Zillow does $1 billion in revenues and has 2.5 times the market cap that Yelp does. And that’s real estate is just a vertical for us. Another vertical for us where the “ad” is more like content, is employment listings.
In most of the country, if someone is looking to hire a cashier or waiter or receptionist, you put the help wanted sign in the window if you want to reach people in the neighborhood. It starts to feel more like classifieds than a pure advertising platform.
SL: You’ve invoked local news a few times here, both in terms of the business model you are describing and your local reach being greater than TV or newspapers. A lot of people feel like the lack of good local news is bad for the country, and a lot of people have failed trying to re-build it. Do you ever envision getting into the content business, the professional content business not just the user generated content business?
NT: We just started to integrate local media into our feeds, with KQED (San Francisco-based public radio) and certain SF newspapers. We have lots of other professional content creators who are now posting snippets of news stories inside Nextdoor. We are a distribution platform for local news, just like Facebook.

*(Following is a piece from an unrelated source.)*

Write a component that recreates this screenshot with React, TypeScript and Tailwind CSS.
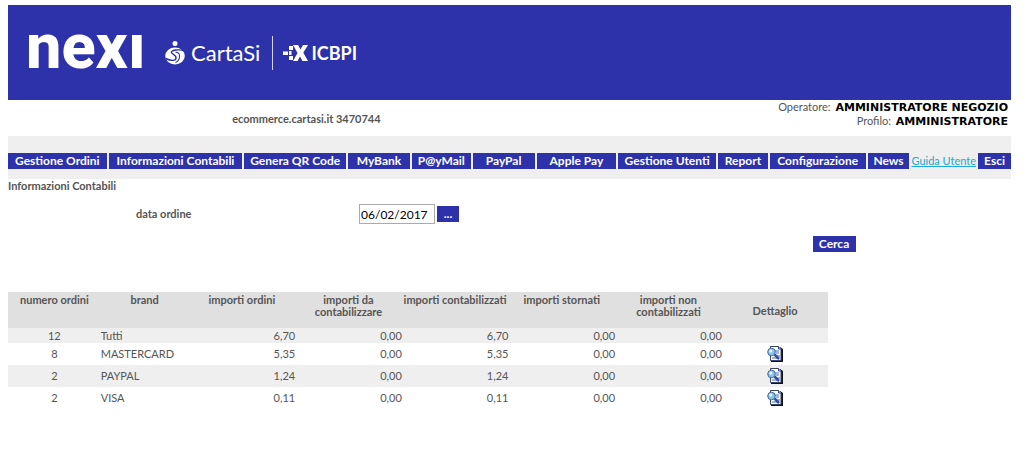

SL: Would you ever actually pay for it?
NT: That’s not something we understand. We understand community. We wouldn’t pay for content, but we want to provide a way for content creators to make more money. The problem for a lot of these local news services is they don’t get enough users visiting, because they are spending all their time on Facebook. We have an opportunity to be a little bit of a clearing house. Let’s say Eater does a profile in your neighborhood, that should definitely show up on Nextdoor, because you may not remember to go to Eater everyday. That’s where we have an opportunity. 34% of our members use Nextdoor 15 times a month.